Twitter may have been credited with helping topple Arab dictatorships. But Britons seem to have turned the site to a different use. Without fear of, or respect for, our own courts and their injunctions, people feverishly transmit the names of footballers and other personalities who have taken out gagging orders to protect them from being linked to stories of sexual indiscretion…(guardian.co.uk)

Perhaps we all need to take greater care with our ethics, put more thought into the things we do and the impact upon others? We should certainly think about what we say, often without foundation, before we say it and just perhaps, footballers will stop knobbing out-of-wedlock? No, I didn’t think so!

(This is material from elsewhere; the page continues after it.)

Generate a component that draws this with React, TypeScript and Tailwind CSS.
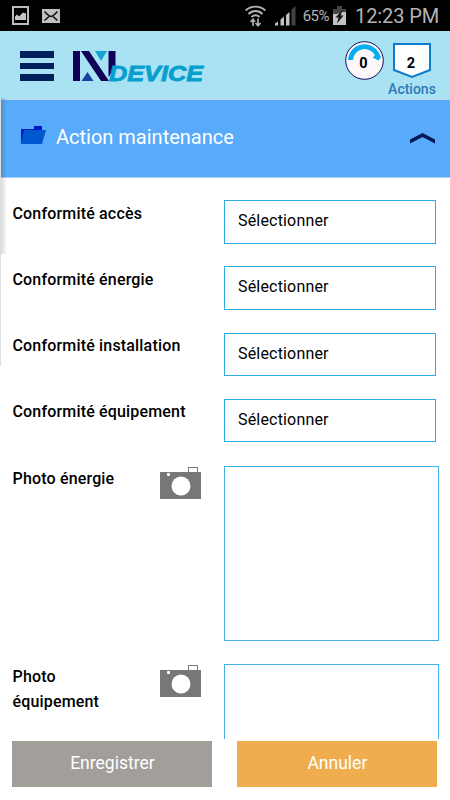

Don’t shoot the messenger… After all, he’s not really big enough to make a descent pie filling now is he?

2 thoughts on “Why shoot the bird?

  1. The sad issue for me is our legal system being used by rich clowns. Giggs and Shoesmith were able to get what they wanted, yet poor victims of maladministration have no voice at all – what if Baby P had been able to get to Judicial Review or if Mrs. Pilkington had?
    Real change would be for such people to be championed through social media, making authorities act properly.

    Did you know there’s a Grumpy Party mate? Link on my blog – gave me a little titter (Twitter is much better with the ‘w’ taken out).

    Like

  2. Just spent a good morning perusing your site,some bits made me laugh some angry but mostly empathic.